Streamlined Transmission: A Semantic-Aware XR Deployment Framework Enhanced by Generative AI
Wanting Yang, Zehui Xiong, Tony Q. S. Quek, Xuemin Shen
TL;DR
The paper addresses the challenge of delivering immersive wireless XR in 6G under scarce radio resources. It introduces GeSa-XRF, a three-stage semantic-aware XR deployment framework augmented by Generative AI, combining a DL-based multi-modal SemCom data collection, multi-task FoV/attention analysis, and a semantic-aware multicast data delivery pipeline.

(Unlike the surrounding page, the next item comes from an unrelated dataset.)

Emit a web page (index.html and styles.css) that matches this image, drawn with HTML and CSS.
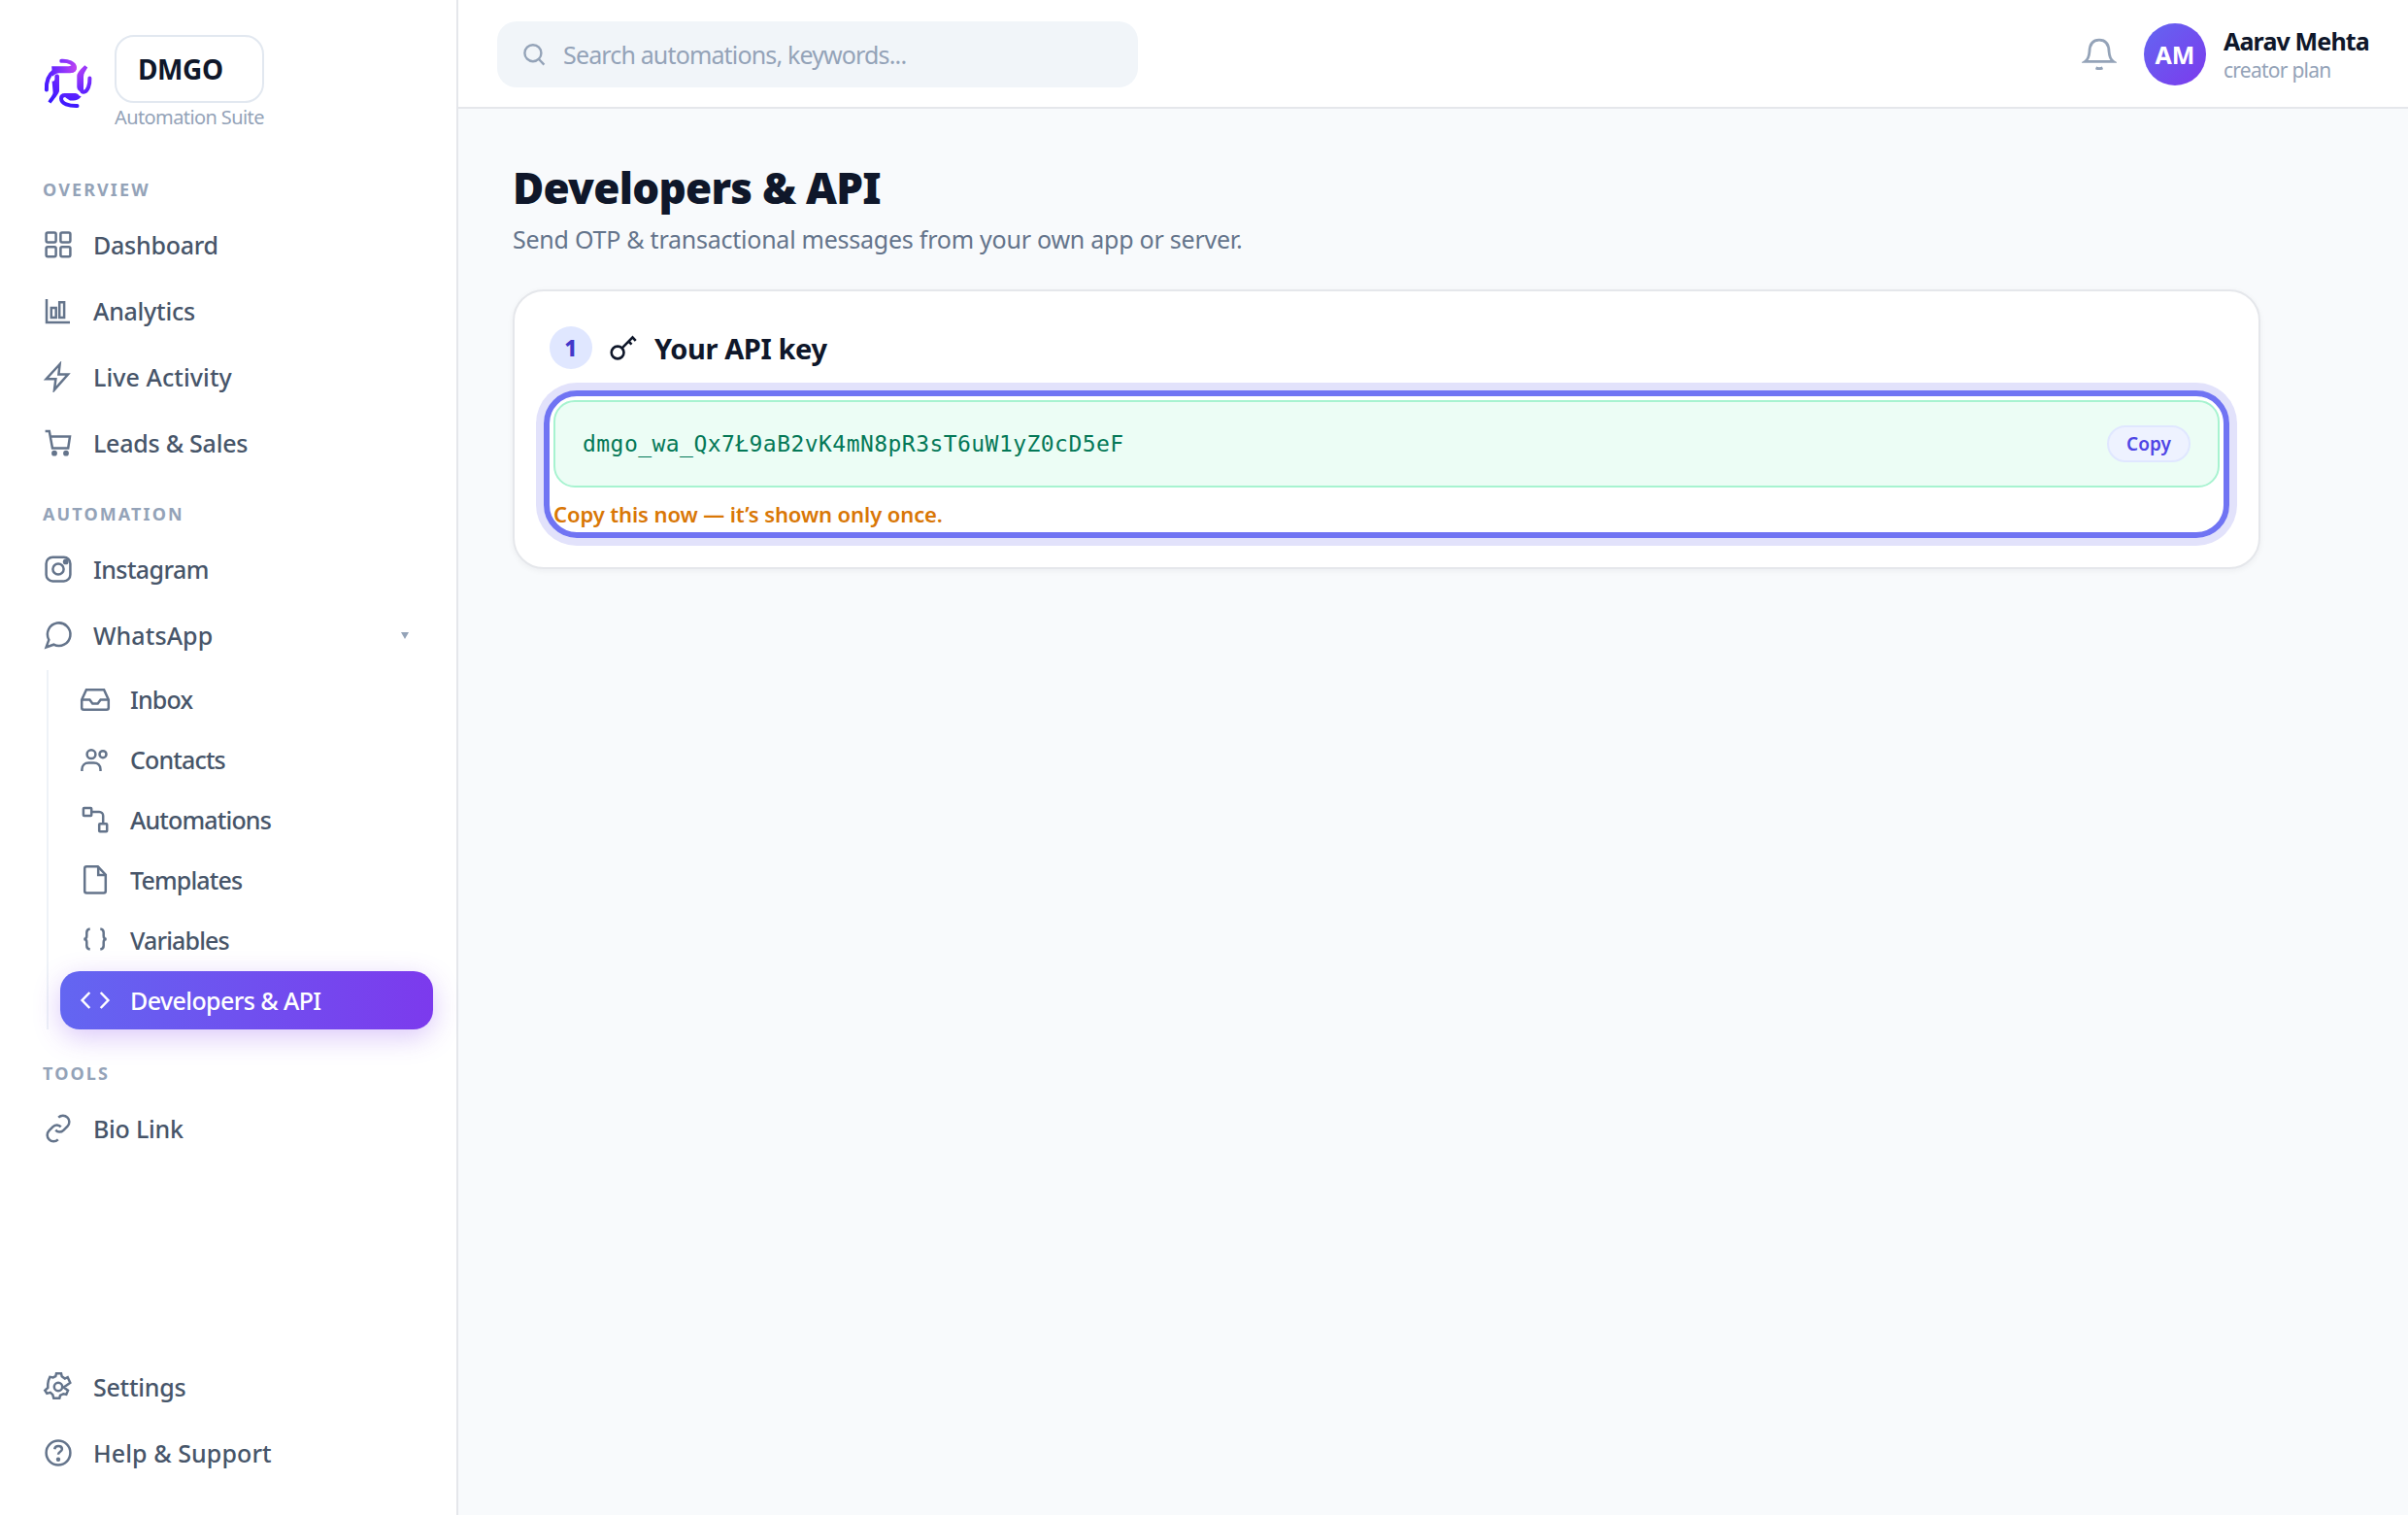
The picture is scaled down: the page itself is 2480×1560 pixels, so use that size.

Key contributions include a multi-modal SemCom framework with fusion/separation, a GAI-assisted robust data superposition scheme, MTL-based FoV and attention prediction with per-tile semantic significance, and a semantic-aware delivery strategy with dynamic transcoding and denoising guided by a three-dimensional QoE metric; a case study demonstrates improvements in PSNR and LPIPS and reduced pixel-level redundancy. The framework aims to enable scalable, personalized, and synchronized XR experiences over wireless networks by reducing transmission load and latency while maintaining immersive quality.
Abstract
In the era of 6G, featuring compelling visions of digital twins and metaverses, Extended Reality (XR) has emerged as a vital conduit connecting the digital and physical realms, garnering widespread interest. Ensuring a fully immersive wireless XR experience stands as a paramount technical necessity, demanding the liberation of XR from the confines of wired connections. In this paper, we first introduce the technologies applied in the wireless XR domain, delve into their benefits and limitations, and highlight the ongoing challenges. We then propose a novel deployment framework for a broad XR pipeline, termed "GeSa-XRF", inspired by the core philosophy of Semantic Communication (SemCom) which shifts the concern from "how" to transmit to "what" to transmit. Particularly, the framework comprises three stages: data collection, data analysis, and data delivery. In each stage, we integrate semantic awareness to achieve streamlined transmission and employ Generative Artificial Intelligence (GAI) to achieve collaborative refinements. For the data collection of multi-modal data with differentiated data volumes and heterogeneous latency requirements, we propose a novel SemCom paradigm based on multi-modal fusion and separation and a GAI-based robust superposition scheme. To perform a comprehensive data analysis, we employ multi-task learning to perform the prediction of field of view and personalized attention and discuss the possible preprocessing approaches assisted by GAI. Lastly, for the data delivery stage, we present a semantic-aware multicast-based delivery strategy aimed at reducing pixel level redundant transmissions and introduce the GAI collaborative refinement approach. The performance gain of the proposed GeSa-XRF is preliminarily demonstrated through a case study.